Another way of doing it would be to have the underlying string in
utf-8 (or even 16), but layer a specially crafted tree structure over
the top of it, sized in a particular manner so that (bytes used)/(bytes
required) is somewhat small.  It could offer log-time discovery of
offsets (for slicing) and memory-continuous representation. This tree
could also be generated after some k slices, avoiding the overhead of
tree creation unless we have determined it to be reasonable to ammortize.

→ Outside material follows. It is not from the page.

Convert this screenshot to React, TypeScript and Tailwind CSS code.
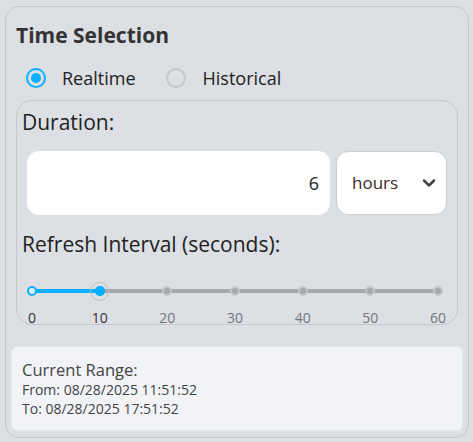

If one chooses one node per klogn characters, then we get O(n) tree
construction time with the same big-O index discovery time, using ~24*n/
(klogn) additional bytes/string of length n (assuming a 64-bit Python).
Choose k=24 (or k=12 on a 32 bit Python), and we get the used/required
ratio of 1 + logn/n.  Not bad.

> I think the only viable options (without changing the requirements)
> are straight UCS-4 or three-way (Latin-1/UCS-2/UCS-4).  The size
> variability of three-way doesn't seem so important when it's only
> competitor is straight UCS-4.
> 
> The deciding factor is what we want to expose to third-party interfaces.
> 
> Sane interface (not bytes/code units), good efficiency, C-accessible: pick two.

I would say that both options are C-accessable, though perhaps not
optimally in either case.  Note that we can always recode for the
third-party interfaces; that's what is already done for PyGTK, wxPython
on linux, 32-bit characters on Windows, etc.

 - Josiah